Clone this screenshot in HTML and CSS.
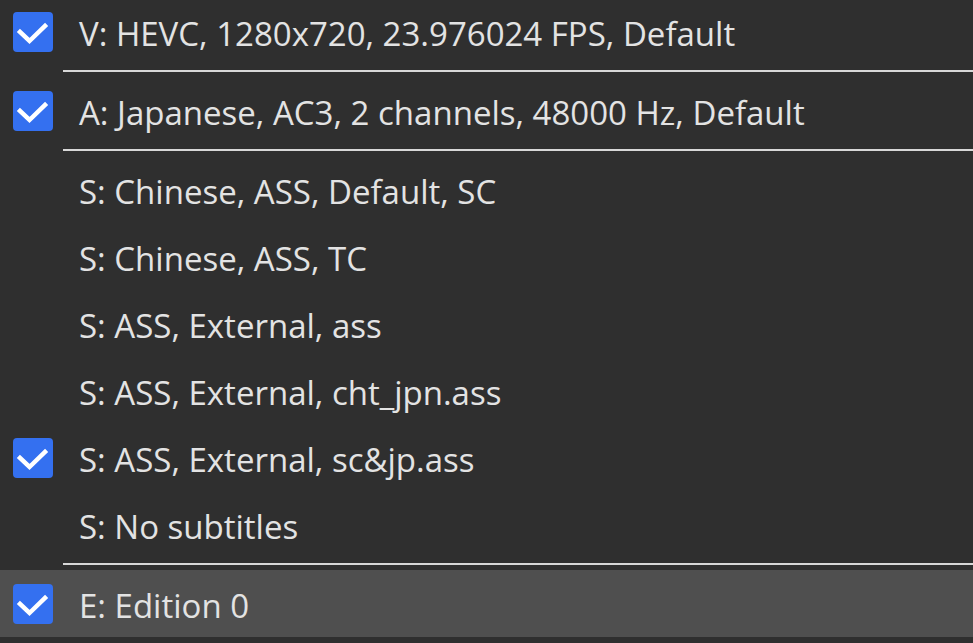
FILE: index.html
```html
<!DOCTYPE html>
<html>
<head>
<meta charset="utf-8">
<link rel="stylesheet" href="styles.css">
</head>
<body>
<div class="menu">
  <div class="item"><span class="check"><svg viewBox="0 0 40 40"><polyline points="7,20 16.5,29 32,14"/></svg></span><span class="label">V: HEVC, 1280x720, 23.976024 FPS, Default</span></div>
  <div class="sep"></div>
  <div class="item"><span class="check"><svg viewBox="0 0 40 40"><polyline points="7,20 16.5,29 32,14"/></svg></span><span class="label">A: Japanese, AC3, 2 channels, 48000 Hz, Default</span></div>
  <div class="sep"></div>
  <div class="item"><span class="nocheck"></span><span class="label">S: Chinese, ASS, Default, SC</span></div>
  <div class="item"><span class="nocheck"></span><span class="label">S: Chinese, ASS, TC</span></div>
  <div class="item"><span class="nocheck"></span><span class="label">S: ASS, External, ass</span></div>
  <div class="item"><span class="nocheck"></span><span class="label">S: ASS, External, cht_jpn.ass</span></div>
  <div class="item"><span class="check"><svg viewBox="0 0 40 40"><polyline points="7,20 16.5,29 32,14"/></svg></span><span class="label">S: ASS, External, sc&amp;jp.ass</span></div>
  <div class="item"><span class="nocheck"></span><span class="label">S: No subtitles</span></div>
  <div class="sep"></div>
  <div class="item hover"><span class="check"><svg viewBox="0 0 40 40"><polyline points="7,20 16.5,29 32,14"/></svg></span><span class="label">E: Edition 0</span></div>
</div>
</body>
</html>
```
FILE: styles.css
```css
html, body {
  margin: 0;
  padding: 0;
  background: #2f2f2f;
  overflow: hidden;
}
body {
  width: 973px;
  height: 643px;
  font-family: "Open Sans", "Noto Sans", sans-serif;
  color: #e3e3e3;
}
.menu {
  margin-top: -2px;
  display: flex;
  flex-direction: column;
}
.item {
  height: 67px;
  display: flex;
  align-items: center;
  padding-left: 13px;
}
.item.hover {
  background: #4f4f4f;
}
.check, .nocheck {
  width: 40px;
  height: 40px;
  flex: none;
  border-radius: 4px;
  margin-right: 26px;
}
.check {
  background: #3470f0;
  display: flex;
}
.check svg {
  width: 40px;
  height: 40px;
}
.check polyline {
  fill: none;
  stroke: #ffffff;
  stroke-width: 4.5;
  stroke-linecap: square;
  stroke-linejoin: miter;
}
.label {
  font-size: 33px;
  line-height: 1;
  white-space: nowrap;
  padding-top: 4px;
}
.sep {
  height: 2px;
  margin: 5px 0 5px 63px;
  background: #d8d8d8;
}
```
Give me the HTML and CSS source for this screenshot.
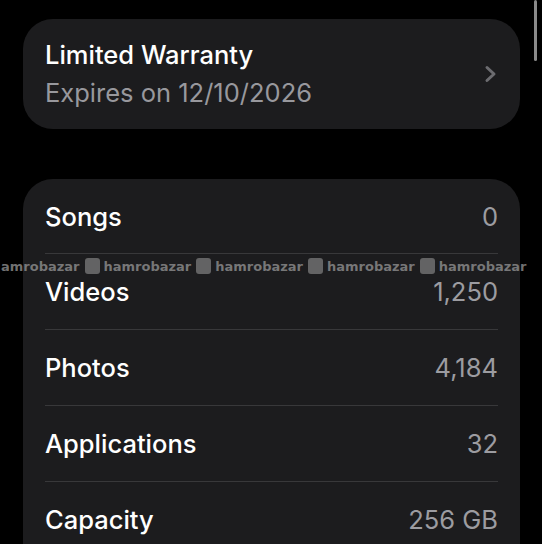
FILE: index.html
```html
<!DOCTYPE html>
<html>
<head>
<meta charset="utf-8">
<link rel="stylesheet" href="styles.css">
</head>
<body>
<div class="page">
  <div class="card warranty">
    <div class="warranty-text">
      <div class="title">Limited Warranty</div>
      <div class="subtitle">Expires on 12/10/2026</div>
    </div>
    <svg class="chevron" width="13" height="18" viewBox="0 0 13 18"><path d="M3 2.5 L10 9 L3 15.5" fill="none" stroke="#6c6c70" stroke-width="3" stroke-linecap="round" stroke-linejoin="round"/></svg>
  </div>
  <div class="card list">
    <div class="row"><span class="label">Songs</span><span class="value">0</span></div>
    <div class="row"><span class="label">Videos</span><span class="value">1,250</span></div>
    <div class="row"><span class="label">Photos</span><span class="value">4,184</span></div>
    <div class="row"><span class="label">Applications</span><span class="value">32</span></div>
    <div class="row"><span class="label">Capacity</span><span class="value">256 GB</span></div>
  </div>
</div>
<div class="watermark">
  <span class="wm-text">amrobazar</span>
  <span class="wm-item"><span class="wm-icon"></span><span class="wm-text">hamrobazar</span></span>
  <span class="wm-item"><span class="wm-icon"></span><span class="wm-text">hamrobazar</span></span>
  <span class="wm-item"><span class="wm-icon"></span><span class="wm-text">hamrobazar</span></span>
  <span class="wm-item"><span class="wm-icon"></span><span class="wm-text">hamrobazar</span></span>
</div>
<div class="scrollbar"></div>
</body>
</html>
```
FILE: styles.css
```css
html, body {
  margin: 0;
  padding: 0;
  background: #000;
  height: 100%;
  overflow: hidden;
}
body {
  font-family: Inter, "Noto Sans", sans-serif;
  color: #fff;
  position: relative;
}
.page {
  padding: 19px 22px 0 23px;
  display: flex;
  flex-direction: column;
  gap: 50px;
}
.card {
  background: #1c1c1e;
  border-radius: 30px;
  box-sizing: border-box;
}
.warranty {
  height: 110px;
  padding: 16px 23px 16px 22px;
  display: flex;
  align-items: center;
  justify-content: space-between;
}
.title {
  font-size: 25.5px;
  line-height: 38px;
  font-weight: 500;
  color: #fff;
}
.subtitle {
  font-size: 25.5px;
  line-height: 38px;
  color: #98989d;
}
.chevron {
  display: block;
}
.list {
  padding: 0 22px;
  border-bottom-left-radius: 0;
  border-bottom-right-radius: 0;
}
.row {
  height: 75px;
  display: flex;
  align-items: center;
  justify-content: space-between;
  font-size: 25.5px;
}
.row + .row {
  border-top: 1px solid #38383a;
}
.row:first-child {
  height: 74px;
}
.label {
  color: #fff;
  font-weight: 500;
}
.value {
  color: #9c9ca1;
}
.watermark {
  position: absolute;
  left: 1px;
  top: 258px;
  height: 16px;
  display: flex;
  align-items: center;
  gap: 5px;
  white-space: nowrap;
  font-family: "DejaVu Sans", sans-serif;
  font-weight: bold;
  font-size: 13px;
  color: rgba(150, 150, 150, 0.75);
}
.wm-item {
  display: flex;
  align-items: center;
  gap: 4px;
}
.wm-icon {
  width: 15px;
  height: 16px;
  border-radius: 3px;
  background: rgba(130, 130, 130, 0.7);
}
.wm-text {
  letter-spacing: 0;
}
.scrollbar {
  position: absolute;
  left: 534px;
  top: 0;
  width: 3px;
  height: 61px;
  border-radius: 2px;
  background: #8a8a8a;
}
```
################
Stated task » Print every record above exactly as written, leaving out the pictures.

Written solution »
Clone this screenshot in HTML and CSS.
FILE: index.html
```html
<!DOCTYPE html>
<html>
<head>
<meta charset="utf-8">
<link rel="stylesheet" href="styles.css">
</head>
<body>
<div class="menu">
  <div class="item"><span class="check"><svg viewBox="0 0 40 40"><polyline points="7,20 16.5,29 32,14"/></svg></span><span class="label">V: HEVC, 1280x720, 23.976024 FPS, Default</span></div>
  <div class="sep"></div>
  <div class="item"><span class="check"><svg viewBox="0 0 40 40"><polyline points="7,20 16.5,29 32,14"/></svg></span><span class="label">A: Japanese, AC3, 2 channels, 48000 Hz, Default</span></div>
  <div class="sep"></div>
  <div class="item"><span class="nocheck"></span><span class="label">S: Chinese, ASS, Default, SC</span></div>
  <div class="item"><span class="nocheck"></span><span class="label">S: Chinese, ASS, TC</span></div>
  <div class="item"><span class="nocheck"></span><span class="label">S: ASS, External, ass</span></div>
  <div class="item"><span class="nocheck"></span><span class="label">S: ASS, External, cht_jpn.ass</span></div>
  <div class="item"><span class="check"><svg viewBox="0 0 40 40"><polyline points="7,20 16.5,29 32,14"/></svg></span><span class="label">S: ASS, External, sc&amp;jp.ass</span></div>
  <div class="item"><span class="nocheck"></span><span class="label">S: No subtitles</span></div>
  <div class="sep"></div>
  <div class="item hover"><span class="check"><svg viewBox="0 0 40 40"><polyline points="7,20 16.5,29 32,14"/></svg></span><span class="label">E: Edition 0</span></div>
</div>
</body>
</html>
```
FILE: styles.css
```css
html, body {
  margin: 0;
  padding: 0;
  background: #2f2f2f;
  overflow: hidden;
}
body {
  width: 973px;
  height: 643px;
  font-family: "Open Sans", "Noto Sans", sans-serif;
  color: #e3e3e3;
}
.menu {
  margin-top: -2px;
  display: flex;
  flex-direction: column;
}
.item {
  height: 67px;
  display: flex;
  align-items: center;
  padding-left: 13px;
}
.item.hover {
  background: #4f4f4f;
}
.check, .nocheck {
  width: 40px;
  height: 40px;
  flex: none;
  border-radius: 4px;
  margin-right: 26px;
}
.check {
  background: #3470f0;
  display: flex;
}
.check svg {
  width: 40px;
  height: 40px;
}
.check polyline {
  fill: none;
  stroke: #ffffff;
  stroke-width: 4.5;
  stroke-linecap: square;
  stroke-linejoin: miter;
}
.label {
  font-size: 33px;
  line-height: 1;
  white-space: nowrap;
  padding-top: 4px;
}
.sep {
  height: 2px;
  margin: 5px 0 5px 63px;
  background: #d8d8d8;
}
```
Give me the HTML and CSS source for this screenshot.
FILE: index.html
```html
<!DOCTYPE html>
<html>
<head>
<meta charset="utf-8">
<link rel="stylesheet" href="styles.css">
</head>
<body>
<div class="page">
  <div class="card warranty">
    <div class="warranty-text">
      <div class="title">Limited Warranty</div>
      <div class="subtitle">Expires on 12/10/2026</div>
    </div>
    <svg class="chevron" width="13" height="18" viewBox="0 0 13 18"><path d="M3 2.5 L10 9 L3 15.5" fill="none" stroke="#6c6c70" stroke-width="3" stroke-linecap="round" stroke-linejoin="round"/></svg>
  </div>
  <div class="card list">
    <div class="row"><span class="label">Songs</span><span class="value">0</span></div>
    <div class="row"><span class="label">Videos</span><span class="value">1,250</span></div>
    <div class="row"><span class="label">Photos</span><span class="value">4,184</span></div>
    <div class="row"><span class="label">Applications</span><span class="value">32</span></div>
    <div class="row"><span class="label">Capacity</span><span class="value">256 GB</span></div>
  </div>
</div>
<div class="watermark">
  <span class="wm-text">amrobazar</span>
  <span class="wm-item"><span class="wm-icon"></span><span class="wm-text">hamrobazar</span></span>
  <span class="wm-item"><span class="wm-icon"></span><span class="wm-text">hamrobazar</span></span>
  <span class="wm-item"><span class="wm-icon"></span><span class="wm-text">hamrobazar</span></span>
  <span class="wm-item"><span class="wm-icon"></span><span class="wm-text">hamrobazar</span></span>
</div>
<div class="scrollbar"></div>
</body>
</html>
```
FILE: styles.css
```css
html, body {
  margin: 0;
  padding: 0;
  background: #000;
  height: 100%;
  overflow: hidden;
}
body {
  font-family: Inter, "Noto Sans", sans-serif;
  color: #fff;
  position: relative;
}
.page {
  padding: 19px 22px 0 23px;
  display: flex;
  flex-direction: column;
  gap: 50px;
}
.card {
  background: #1c1c1e;
  border-radius: 30px;
  box-sizing: border-box;
}
.warranty {
  height: 110px;
  padding: 16px 23px 16px 22px;
  display: flex;
  align-items: center;
  justify-content: space-between;
}
.title {
  font-size: 25.5px;
  line-height: 38px;
  font-weight: 500;
  color: #fff;
}
.subtitle {
  font-size: 25.5px;
  line-height: 38px;
  color: #98989d;
}
.chevron {
  display: block;
}
.list {
  padding: 0 22px;
  border-bottom-left-radius: 0;
  border-bottom-right-radius: 0;
}
.row {
  height: 75px;
  display: flex;
  align-items: center;
  justify-content: space-between;
  font-size: 25.5px;
}
.row + .row {
  border-top: 1px solid #38383a;
}
.row:first-child {
  height: 74px;
}
.label {
  color: #fff;
  font-weight: 500;
}
.value {
  color: #9c9ca1;
}
.watermark {
  position: absolute;
  left: 1px;
  top: 258px;
  height: 16px;
  display: flex;
  align-items: center;
  gap: 5px;
  white-space: nowrap;
  font-family: "DejaVu Sans", sans-serif;
  font-weight: bold;
  font-size: 13px;
  color: rgba(150, 150, 150, 0.75);
}
.wm-item {
  display: flex;
  align-items: center;
  gap: 4px;
}
.wm-icon {
  width: 15px;
  height: 16px;
  border-radius: 3px;
  background: rgba(130, 130, 130, 0.7);
}
.wm-text {
  letter-spacing: 0;
}
.scrollbar {
  position: absolute;
  left: 534px;
  top: 0;
  width: 3px;
  height: 61px;
  border-radius: 2px;
  background: #8a8a8a;
}
```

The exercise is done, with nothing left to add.